Molly Pan will present her MSE talk, "Memory-Efficient Membership Encoding in Switches" on Tuesday, May 5, 2020 at 3pm via Zoom.

Link to Zoom: https://princeton.zoom.us/j/7979634003

The members of her committee are as follows: Jennifer Rexford (adviser), and Wyatt Lloyd (reader).

All are invited to attend.  The talk abstract follows below.
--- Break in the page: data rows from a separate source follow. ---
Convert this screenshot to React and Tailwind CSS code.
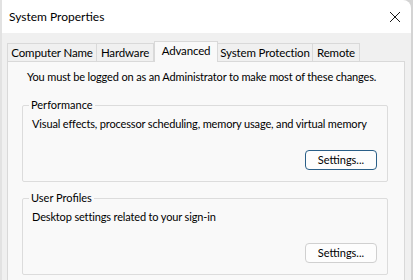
const font = { fontFamily: 'Lato, "Liberation Sans", Arial, sans-serif' };

function Tab({ label, width, selected }) {
  return (
    <div
      className={`flex items-center justify-center whitespace-nowrap border border-[#d9d9d9] text-[11.5px] tracking-[-0.15px] text-black ${
        selected
          ? 'h-[21px] -mb-px border-b-0 bg-[#f9f9f9] pb-[2px]'
          : 'h-[18px] border-b-0 bg-[#f0f0f0] -ml-px first:ml-0'
      }`}
      style={{ width }}
    >
      {label}
    </div>
  );
}

function Group({ title, text, focused, className }) {
  return (
    <fieldset className={`min-w-0 border border-[#dcdcdc] rounded-[2px] ml-[14px] mr-[16px] px-[9px] pb-[11px] ${className}`}>
      <legend className="-ml-[3px] px-[2px] text-[11px] leading-[14px] text-black">{title}</legend>
      <p className="whitespace-nowrap text-[11px] tracking-[-0.15px] leading-[16px] text-black pt-[4px]">{text}</p>
      <div className="flex justify-end pt-[18px] pr-[1px]">
        <button
          className={`w-[72px] h-[20px] rounded-[4px] bg-[#fdfdfd] text-[11px] text-black ${
            focused ? 'border border-[#2a5f88]' : 'border border-[#d0d0d0]'
          }`}
        >
          Settings...
        </button>
      </div>
    </fieldset>
  );
}

export default function App() {
  const tabs = [
    { label: 'Computer Name', width: 90 },
    { label: 'Hardware', width: 58 },
    { label: 'Advanced', width: 64, selected: true },
    { label: 'System Protection', width: 96 },
    { label: 'Remote', width: 48 },
  ];

  return (
    <div className="w-[413px] h-[280px] overflow-hidden bg-[#d4d4d4] flex" style={font}>
      <div className="w-[2px] h-full bg-[#e2e2e2]" />
      <div className="w-[409px] h-full flex flex-col rounded-tr-[8px] overflow-hidden">
        <div className="h-[33px] shrink-0 bg-white flex items-center justify-between pl-[7px] pr-[10px]">
          <span className="text-[12px] text-black">System Properties</span>
          <svg width="12" height="12" viewBox="0 0 12 12" fill="none">
            <path d="M1 1L11 11M11 1L1 11" stroke="#1a1a1a" strokeWidth="1" />
          </svg>
        </div>
        <div className="flex-1 bg-[#f0f0f0] pl-[5px] pr-[6px] pt-[7px]">
          <div className="flex items-end h-[21px] relative z-10">
            {tabs.map((t) => (
              <Tab key={t.label} {...t} />
            ))}
          </div>
          <div className="border border-[#d9d9d9] bg-[#f9f9f9] h-[240px]">
            <p className="whitespace-nowrap text-[11px] tracking-[-0.15px] leading-[16px] text-black pl-[19px] pt-[7px]">
              You must be logged on as an Administrator to make most of these changes.
            </p>
            <Group
              title="Performance"
              text="Visual effects, processor scheduling, memory usage, and virtual memory"
              focused
              className="mt-[13px]"
            />
            <Group
              title="User Profiles"
              text="Desktop settings related to your sign-in"
              className="mt-[9px]"
            />
          </div>
        </div>
      </div>
    </div>
  );
}
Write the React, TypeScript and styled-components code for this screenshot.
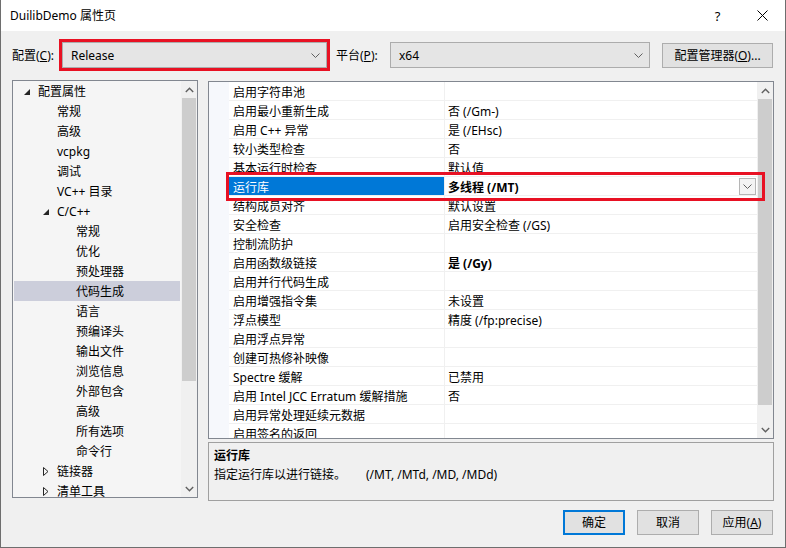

Network applications often define policies to manage network traffic based on its attributes. For example, service chaining forwards traffic to reach the middleboxes it wants to visit, and access control restricts traffic by checking the permission flags it carries. These policies match against packets' attributes in switches before being applied. However, the prior works of attribute encoding all incur a high memory cost to identify the attributes in the data plane. This paper presents MEME, an encoding scheme that clusters the attributes which tend to appear together in the traffic to reduce the memory usage. Naive clustering would still fail since it is ineffective when a cluster contains an excessive number of attributes. To tackle this, MEME breaks the clusters into smaller ones by encoding a minimal number of attributes separately and by taking advantage of the special structures within the attributes. MEME also leverages match-action tables and reconfigurable parsers on modern hardware switches to achieve a final 87.7% lower memory usage, and applies an approximate graph algorithm to achieve 1-2 orders of magnitude faster compilation time than the prior state of the art. These performance gains pave the way for deployment of a real traffic management system desired by the world's largest Internet Exchange Points.